Sempre que o Homem sonha, supera-se e consegue sempre atingir algo melhor do que aquilo que conhece, o sujeito poético crítica todos aqueles que não sonham, pois não sabem que o sonho comanda a vida. Sem sonho a vida não tem sentido, porque “o sonho comanda a vida”.


Numa tentativa de definir o sonho, este poema promove a sua aproximação ou mesmo identificação com diversos referentes. Para isso, serve-se preferencialmente de duas figuras de estilo:

- "[o sonho] é Cabo da Boa Esperança": Metáfora

- "como este ribeiro manso" - comparação

- "o sonho/é vinho, é espuma, é fermento": metáfora

- "como estes pinheiros altos": comparação


O efeito de analogia do poema é conseguido através da metáfora, que promove uma identificação entre termos diferentes, a partir do uso do verbo ser ("O sonho é..."), e da comparação, que promove uma associação de dois termos.


Todo o poema de uma forma geral, e em concreto a terceira estrofe, assenta na enumeração de uma gama de vocábulos das mais variadas áreas de saber que, segundo o sujeito poético, são coincidentes com o sonho.
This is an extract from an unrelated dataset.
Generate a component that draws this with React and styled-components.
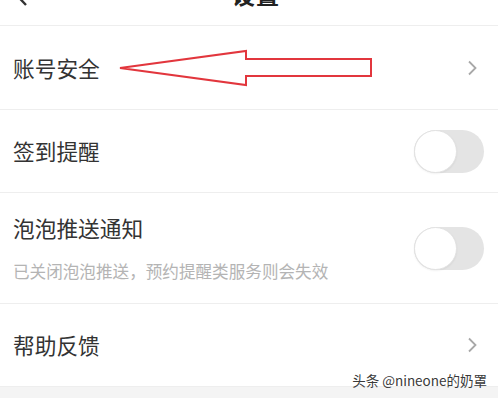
import React from 'react'
import styled, { createGlobalStyle } from 'styled-components'

const GlobalStyle = createGlobalStyle`
  html, body {
    margin: 0;
    padding: 0;
    background: #fff;
    overflow: hidden;
  }
  body {
    font-family: "Noto Sans CJK SC", "Noto Sans", sans-serif;
    color: #333;
  }
`

const Page = styled.div`
  position: relative;
  width: 498px;
  height: 398px;
  overflow: hidden;
  display: flex;
  flex-direction: column;
`

const Header = styled.div`
  display: grid;
  grid-template-columns: 1fr auto 1fr;
  align-items: end;
  height: 57px;
  margin-top: -31px;
  padding: 0 0 19px 14px;
  box-sizing: border-box;
  border-bottom: 1px solid #eeeeee;
  flex-shrink: 0;
`

const BackIcon = styled.svg`
  width: 14px;
  height: 22px;
  margin-bottom: -1px;
  display: block;
`

const Title = styled.div`
  font-size: 23px;
  line-height: 23px;
  font-weight: 700;
  color: #222;
  letter-spacing: 1px;
`

const Row = styled.div`
  position: relative;
  display: flex;
  align-items: center;
  justify-content: space-between;
  height: ${({ $h }) => $h}px;
  padding: 0 15px 0 13px;
  box-sizing: border-box;
  border-bottom: 1px solid #eeeeee;
  flex-shrink: 0;
`

const TextCol = styled.div`
  display: flex;
  flex-direction: column;
`

const Label = styled.div`
  font-size: 21.7px;
  line-height: 30px;
  color: #333;
`

const Hint = styled.div`
  margin-top: 16px;
  font-size: 16.6px;
  line-height: 24px;
  color: #b4b4b4;
`

const Chevron = styled.svg`
  width: 12px;
  height: 16px;
  margin-right: 5px;
  display: block;
`

const Toggle = styled.div`
  position: relative;
  width: 70px;
  height: 43px;
  border-radius: 22px;
  background: #e4e4e4;
  margin-right: -1px;
`

const Knob = styled.div`
  position: absolute;
  left: 0;
  top: 0;
  width: 43px;
  height: 43px;
  border-radius: 50%;
  background: #fff;
  box-sizing: border-box;
  border: 1px solid #e2e2e2;
  box-shadow: 0 1px 2px rgba(0, 0, 0, 0.06);
`

const ArrowMark = styled.svg`
  position: absolute;
  left: 118px;
  top: 23px;
  width: 256px;
  height: 38px;
  overflow: visible;
`

const Footer = styled.div`
  flex: 1;
  background: #f4f4f4;
`

const Watermark = styled.div`
  position: absolute;
  right: 11px;
  bottom: 10px;
  font-size: 13.5px;
  line-height: 16px;
  color: #3a3a3a;
  font-family: "Noto Sans CJK SC", "Liberation Sans", sans-serif;
`

function RightChevron() {
  return (
    <Chevron viewBox="0 0 12 16">
      <path d="M3 1.5 L9.5 8 L3 14.5" fill="none" stroke="#a8a8a8" strokeWidth="1.8" />
    </Chevron>
  )
}

function Switch() {
  return (
    <Toggle>
      <Knob />
    </Toggle>
  )
}

export default function App() {
  return (
    <>
      <GlobalStyle />
      <Page>
        <Header>
          <BackIcon viewBox="0 0 14 22">
            <path d="M12 1 L3 10.5 L12 20" fill="none" stroke="#333" strokeWidth="2.4" />
          </BackIcon>
          <Title>设置</Title>
          <div />
        </Header>

        <Row $h={84}>
          <Label>账号安全</Label>
          <RightChevron />
          <ArrowMark viewBox="0 0 256 38">
            <polygon
              points="2,19 128,2 128,10 253,10 253,27 128,27 128,36"
              fill="none"
              stroke="#e2363d"
              strokeWidth="2"
              strokeLinejoin="miter"
            />
          </ArrowMark>
        </Row>

        <Row $h={83}>
          <Label>签到提醒</Label>
          <Switch />
        </Row>

        <Row $h={111}>
          <TextCol>
            <Label>泡泡推送通知</Label>
            <Hint>已关闭泡泡推送，预约提醒类服务则会失效</Hint>
          </TextCol>
          <Switch />
        </Row>

        <Row $h={83}>
          <Label>帮助反馈</Label>
          <RightChevron />
        </Row>

        <Footer />
        <Watermark>头条 @nineone的奶罩</Watermark>
      </Page>
    </>
  )
}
Esta referência a uma multiplicidade de nomes confere ao poema muita musicalidade e ritmo.


A anáfora existente nas três primeiras estrofes do poema ("Eles não sabem que o sonho") indica a referência a um destinatário do discurso poético (eles) e introduz uma oração integrante. A estrutura estrófica livre de normas mostra que estamos perante um poema do século XX.